I've been lusting after a piece of gear lately. It's a Zoom R16. I very small, plastic device that can record up to 16 tracks of digital audio. I have a device that can do this already, but it is now nearly 10 years old. That device is the fostex VF16, and it has served me well and I have loved it at every step. This week I took that device into the bedroom of our apartment and have started building a new version of an old song the way I used to, track by track with me, an instrument and a microphone. It's been a very revealing experience. I and that when I'm not sitting in front of a computer, watching a wave form write onto my computer screen as I record that I lose my self much easier. Rather than watching the computer display scroll by with the large measure counter, always showing me where I am in the song, I am in the song playing it. It has become far to easy for me to go through a new song section by section, often looping 8 measures at a time and just playing it until I get it right once. This is embarrassing to my old self. I always chose to play each instrument, all the way through the song until I could play it right, because I told myself that each part I learned to play right made me a better musician. Somewhere along the way I stopped focusing on that. There is no justification for it, I never got the level where I felt I had achieved so much as a musician that I should give myself time off for good behavior. I came across a quote yesterday which I loved. "Amateurs practice till the can get it right, professionals practice until they can't get it wrong." Oh so true.
Back to the gear lust. The zoom device updates my current multitracker, and it costs half as much as what I paid for the device I currently have 10 years ago. It uses removable, silent memory cards where the old one uses a noisy hard drive. My old device could only record at 16 bits, where the zoom will give me 24. The zoom is absurdly portable, but perhaps a bit flimsy and can function off battery power, where the fostex cannot. The greatest update that I will gain if I am able to purchase the new device is that I can easily transfer files back and forth between my computer's Digital Audio Workstation and the Multitracker, something that I can not currently do.
Ultimately this new device won't fix all my problems but I have realized something this week. In recording songs the most important part of the chain has nothing to do with the gear you choose to capture it on, it simply comes down to getting a great performance. There are thousands of examples of songs recorded in less than stellar fashion that endure the test of time because they are well written, superbly performed pieces and they communicate something deeper to the listener.

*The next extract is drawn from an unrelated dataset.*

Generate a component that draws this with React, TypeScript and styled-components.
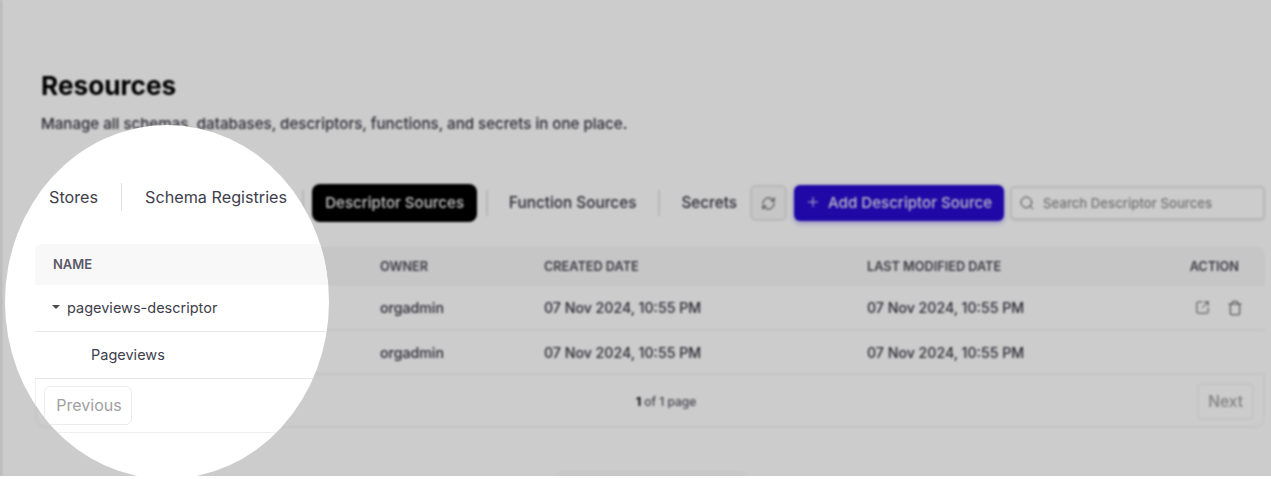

There are many songs being made today that sound absoulutely amazing when you first hear them, because they are completely perfect in every which way, and all the sounds jump out of the speaker and bash your inner ear, but I believe many of these songs rely too much on modern shock and awe production and once the initial vibration dies down all that we will be left with is an absurd ringing in our ears.

I started recording music cause it's fun and I liked to write songs. This week as I simplified the recording process all the fun I used to have started flooding back to me again. Within the next month I hope to update to the Zoom r16 and continue the positive flow of vibration.

1 comment:

Devin Tait said...

I'm very excited to see what you do with the new equipment!